Another way Nepenthes grow is through producing basals, which is a new growth point that will emerge from the root system or stem of the mother plant. These basal growth points are identical clones of the mother plant and are a good way to propagate your favorite plant. Often times, basals will produce larger pitchers than the mother plant but will use energy from the mother plant to grow and cause the mother plant to grow slower. My general rule is to cut the basals until the mother plant starts to vine. I do this to direct the mother plant energy towards vining and eventually flowering. Whether you cut or leave these basals is largely dependent on what goals you have for your collection. One thing to note, growers have recorded vining nepenthes to suddenly decline and die back. Cutting and rooting a basal can be a good way to safeguard in case the mother plant declines.
Cutting Nepenthes Basals:
I normally wait till the basal has at least 3-5 leaves. The larger the basal is, the easier it will be to root. If you think the basal is too small to remove, let it grow out a little longer. I gently separate the basal from the mother plant before I start cutting. You want to make sure you are cutting right plant – I have accidentally cut the mother plant before so definitely look twice before you cut! Once you have separated the basal and mother plant, cut the basal at its base at an angle. This will provide more surface areas for roots to eventually grow from.
Potting Nepenthes Basals:
Now that you have your basal separated, it’s time to root it. This can be done through a variety of ways – I root my basals in the same media as the mother plant (see my Nepenthes grow guide on how I make the growing media). The main factor to rooting basals is to ensure that the cut surface has good contact with the sphagnum moss or media substrate. I use the sphagnum moss as a sort of a seatbelt method to keep the basal anchored into the growing media. I drape a few strands of long fiber sphagnum over each of the bottom leaves of the basal. I let these “seatbelts” hang down then wrap more media around them and the base of the basal. I have found this helps keep the basal firmly into the moss and prevents it from getting pushed up over the next few months.
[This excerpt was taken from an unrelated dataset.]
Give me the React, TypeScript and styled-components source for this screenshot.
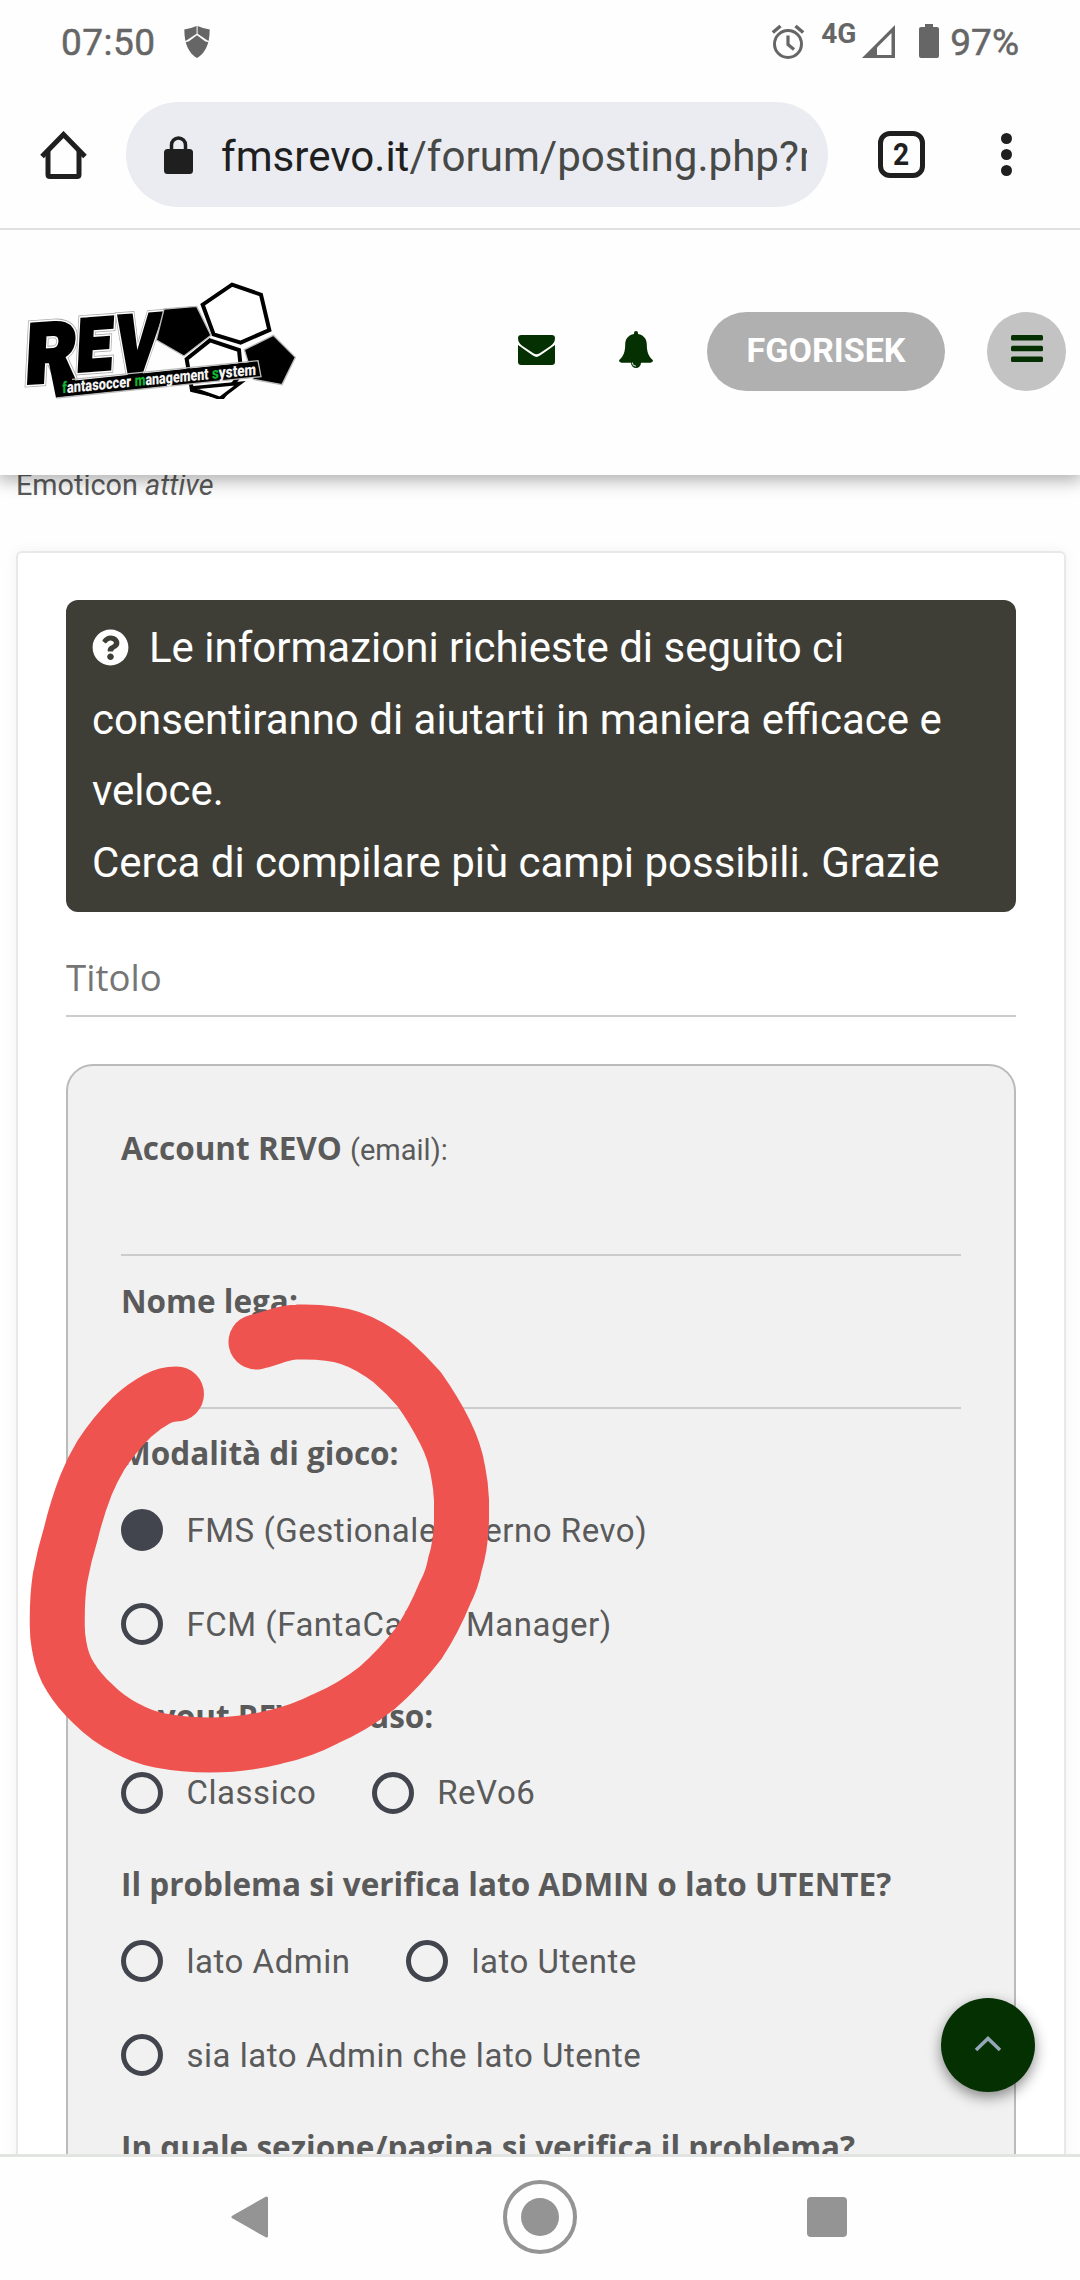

Rooting Nepenthes Cuttings
Rooting Nepenthes cuttings (basals and vines) can take anywhere between a few weeks to a few months. It’s best to not move them around excessively in case they come loose in the media. Some people use rooting hormone – which can be applied to the cut surface of the cutting. I’m not sure how much more this helps the cuttings root but there isn’t a lot of downside in doing it outside of not having enough time.
I generally root my cuttings near the mother plant – if it was good enough for it then it’s good enough for it now! Overall, just make sure that the cuttings get enough light and the media doesn’t dry out. I just water them following my normal watering schedule to try and not complicate things (another good reason to use the same potting media for the basal and mother plant!).
And that’s my guide to taking Nepenthes cuttings! I hope you found this helpful and hope you try propagating your Nepenthes!